Assim, começou o julgamento das duas pessoas que ele, durante sua vida inteira, chamou de pais. O homem que o criou como filho era da Força Aérea – uma pessoa violenta que abandonou a mulher, como conta Guillermo. Porém, seu sentimento em relação à mãe de criação é diferente.
"Ela foi a pessoa que cuidou de mim quando eu estava doente, que cozinhava para mim, que me criou. Sinto compaixão por essa mulher e ela foi acusada pela minha própria avó em um tribunal – por isso me afastei por um tempo da minha família biológica", explica.

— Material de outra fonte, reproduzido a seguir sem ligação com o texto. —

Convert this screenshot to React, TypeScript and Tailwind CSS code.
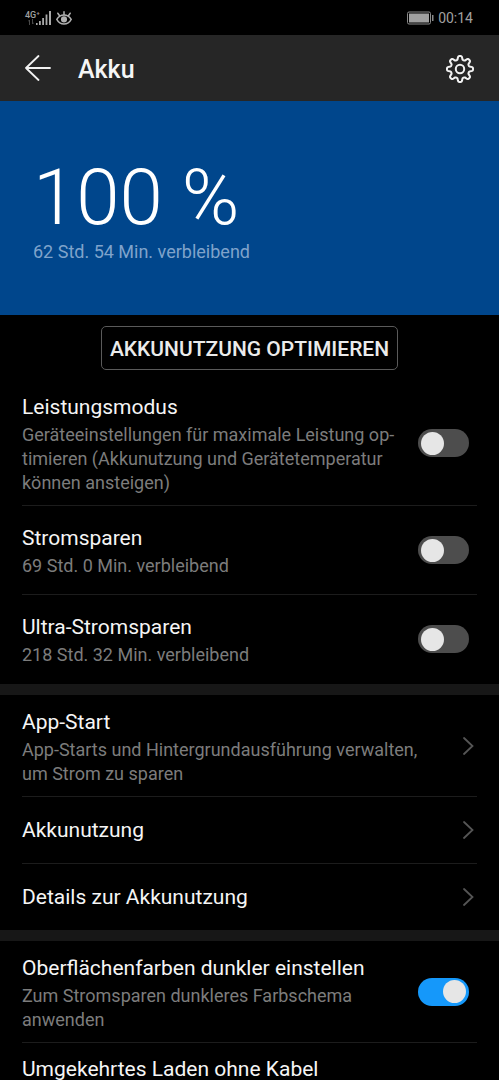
import { useState } from "react";
import type { ReactNode } from "react";

const rowBase = "flex w-full items-center border-b border-[#1c1c1c] text-left";

function gearOutline() {
  const points: string[] = [];
  for (let i = 0; i < 240; i++) {
    const a = (i / 240) * Math.PI * 2;
    const r = 11.2 + 1.9 * Math.tanh(1.9 * Math.cos(8 * a));
    points.push(`${(15 + r * Math.sin(a)).toFixed(2)} ${(15 - r * Math.cos(a)).toFixed(2)}`);
  }
  return `M${points.join("L")}Z`;
}

function GearIcon() {
  return (
    <svg width="30" height="30" viewBox="0 0 30 30" fill="none" stroke="#f2f2f2" strokeWidth="2" strokeLinejoin="round">
      <path d={gearOutline()} />
      <circle cx="15" cy="15" r="4.2" />
    </svg>
  );
}

function BackIcon() {
  return (
    <svg width="26" height="26" viewBox="0 0 26 26" fill="none" stroke="#f2f2f2" strokeWidth="1.8" strokeLinecap="round" strokeLinejoin="round">
      <path d="M25 13H1M13.5 1L1 13l12.5 12" />
    </svg>
  );
}

function DataArrows() {
  return (
    <svg width="6" height="6" viewBox="0 0 6 6" fill="none" stroke="#4a4a4a" className="self-center">
      <path d="M1.5 6V1L0 2.500M4.500 0v5L6 3.500" />
    </svg>
  );
}

function SignalIcon() {
  return (
    <svg width="15" height="14" viewBox="0 0 15 14" fill="#a8a8a8">
      <rect x="0" y="12" width="1.6" height="2" />
      <rect x="3" y="10" width="1.8" height="4" />
      <rect x="6.2" y="7" width="1.8" height="7" />
      <rect x="9.6" y="3.5" width="1.8" height="10.5" />
      <rect x="13" y="0" width="2" height="14" />
    </svg>
  );
}

function EyeIcon() {
  return (
    <svg width="16" height="14" viewBox="0 0 16 14" fill="none" stroke="#b0b0b0" strokeWidth="1.5" strokeLinecap="round">
      <path d="M.8 8.4C2.5 5.4 5 3.9 8 3.9s5.5 1.5 7.2 4.5C13.5 11.6 11 13.100 8 13.100S2.500 11.600.8 8.400Z" />
      <circle cx="8" cy="8.400" r="2.300" fill="#b0b0b0" />
      <path d="M8 3.500V.8M3.600 4.800L1.800 2.200M12.400 4.800l1.800-2.600" />
    </svg>
  );
}

function BatteryIcon() {
  return (
    <svg width="27" height="14" viewBox="0 0 27 14">
      <rect x="0.5" y="1" width="23" height="12" rx="1.5" fill="none" stroke="#8a8a8a" />
      <rect x="2" y="2.5" width="20" height="9" fill="#a0a0a0" />
      <rect x="25" y="4" width="1.5" height="6" fill="#8a8a8a" />
    </svg>
  );
}

function Chevron() {
  return (
    <svg width="12" height="18" viewBox="0 0 12 18" fill="none" stroke="#555" strokeWidth="1.8" strokeLinecap="round" className="shrink-0">
      <path d="M2 1l8.500 8L2 17" />
    </svg>
  );
}

interface TextProps {
  title: string;
  description?: string;
}

function RowText({ title, description }: TextProps) {
  return (
    <span className="block min-w-0 flex-1">
      <span className="block text-[21px] leading-8 text-[#f5f5f5]">{title}</span>
      {description && <span className="block text-[18px] leading-6 text-[#7c7c7c]">{description}</span>}
    </span>
  );
}

interface SwitchRowProps extends TextProps {
  size?: string;
  initial?: boolean;
}

function SwitchRow({ title, description, size = "min-h-[89px]", initial = false }: SwitchRowProps) {
  const [on, setOn] = useState(initial);

  return (
    <label className={`${rowBase} ${size} relative cursor-pointer gap-4 pr-2`}>
      <RowText title={title} description={description} />
      <input
        type="checkbox"
        role="switch"
        checked={on}
        onChange={(e) => setOn(e.target.checked)}
        className="peer sr-only"
      />
      <span className="flex h-7 w-[51px] shrink-0 rounded-full bg-[#4d4d4d] p-[3px] peer-checked:justify-end peer-checked:bg-[#1598fa]">
        <span className="size-[23px] self-center rounded-full bg-[#e6e6e6]" />
      </span>
    </label>
  );
}

function LinkRow({ title, description, size = "min-h-[67px]" }: TextProps & { size?: string }) {
  return (
    <a href="#" className={`${rowBase} ${size} gap-4 pr-[3px]`}>
      <RowText title={title} description={description} />
      <Chevron />
    </a>
  );
}

function Group({ children }: { children: ReactNode }) {
  return <section className="px-[22px] *:last:border-transparent">{children}</section>;
}

export default function App() {
  return (
    <div lang="de" className="flex h-screen flex-col bg-black font-['Roboto',sans-serif] text-[#f5f5f5]">
      <div className="flex h-[35px] shrink-0 items-center justify-between pr-[26px] pl-[25px] text-[#a0a0a0]">
        <div className="flex items-center gap-[5px]">
          <div className="flex items-end">
            <span className="flex w-[11px] flex-col text-[9px] leading-2 font-medium whitespace-nowrap">
              4G⁺
              <DataArrows />
            </span>
            <SignalIcon />
          </div>
          <EyeIcon />
        </div>
        <div className="flex items-center gap-1">
          <BatteryIcon />
          <span className="text-[14px] leading-4">00:14</span>
        </div>
      </div>

      <header className="flex h-[66px] shrink-0 items-center bg-[#262626] pr-6 pl-[25px]">
        <button type="button" aria-label="Zurück">
          <BackIcon />
        </button>
        <h1 className="ml-[27px] flex-1 pt-[3px] text-[25px] leading-8 font-medium">Akku</h1>
        <button type="button" aria-label="Einstellungen" className="pt-[2px]">
          <GearIcon />
        </button>
      </header>

      <main className="min-h-0 flex-1 overflow-y-auto [scrollbar-width:none]">
        <div className="bg-[#00468c] px-[33px] pt-[55px] pb-[51px]">
          <div className="text-[78px] leading-[84px] font-light text-white">100 %</div>
          <div className="text-[18px] leading-6 text-[#7fa3cb]">62 Std. 54 Min. verbleibend</div>
        </div>

        <div className="flex justify-center pt-[11px] pb-[11px]">
          <button type="button" className="h-11 rounded-[5px] border border-[#5a5a5a] px-2 pt-[3px] text-[21px] font-medium text-[#ebebeb]">
            AKKUNUTZUNG OPTIMIEREN
          </button>
        </div>

        <Group>
          <SwitchRow
            title="Leistungsmodus"
            description={"Geräteeinstellungen für maximale Leistung op\u00adtimieren (Akkunutzung und Gerätetemperatur können ansteigen)"}
            size="min-h-[125px]"
          />
          <SwitchRow title="Stromsparen" description="69 Std. 0 Min. verbleibend" />
          <SwitchRow title="Ultra-Stromsparen" description="218 Std. 32 Min. verbleibend" />
        </Group>
        <div className="h-[11px] bg-[#171717]" />
        <Group>
          <LinkRow
            title="App-Start"
            description="App-Starts und Hintergrundausführung verwalten, um Strom zu sparen"
            size="min-h-[102px]"
          />
          <LinkRow title="Akkunutzung" />
          <LinkRow title="Details zur Akkunutzung" size="min-h-[66px]" />
        </Group>
        <div className="h-[11px] bg-[#171717]" />
        <Group>
          <SwitchRow
            title="Oberflächenfarben dunkler einstellen"
            description="Zum Stromsparen dunkleres Farbschema anwenden"
            size="min-h-[102px]"
            initial
          />
          <SwitchRow title="Umgekehrtes Laden ohne Kabel" size="min-h-[102px] *:first:self-start *:first:pt-[10px]" />
        </Group>
      </main>
    </div>
  );
}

O casal foi condenado a sete anos de prisão, uma sentença branda em comparação a recentes condenações.
O papel da Igreja
Mais de cem crianças desaparecidas foram localizadas depois que as Avós da Praça de Maio começaram a busca: através de denúncias anônimas, como no caso de Guillermo, ou porque as pessoas questionavam sua própria história e procuravam a associação. O movimento das vítimas e suas demandas em esclarecer os crimes no período da ditadura são particularmente fortes e assertivos no país.
Outro ponto importante no caso é que a Argentina é uma exceção negativa: "Em muitos países da América Latina, a Igreja Católica defendeu ativamente a proteção dos direitos humanos, protegendo políticos de oposição. Na Argentina, alguns setores da Igreja cooperaram abertamente com os militares", diz Detlef Nolte, do Instituto GIGA de Hamburgo.
Os rastros das crianças desaparecidas levam a ambientes relacionados à Igreja Católica. O tribunal criminal de Buenos Aires investigou de perto o Movimento Familiar Cristão (MFC), uma organização relacionada à Igreja suspeita de fazer a conexão entre os bebês nascidos nos presídios e as famílias de militares.
Guillermo não sabe ao certo o que aconteceu logo após seu nascimento: "Eu só sei que fui aceito pelo meu suposto pai e levado por sua mulher", conta. Ele ainda tem questões a serem resolvidas, como, por exemplo, as razões que o levaram a se distanciar de sua mãe de criação após o julgamento, que ele descreve como uma "grande mentira". Agora, Guillermo também tem seus próprios filhos – os primeiros membros de sua família que entraram em sua vida de forma convencional.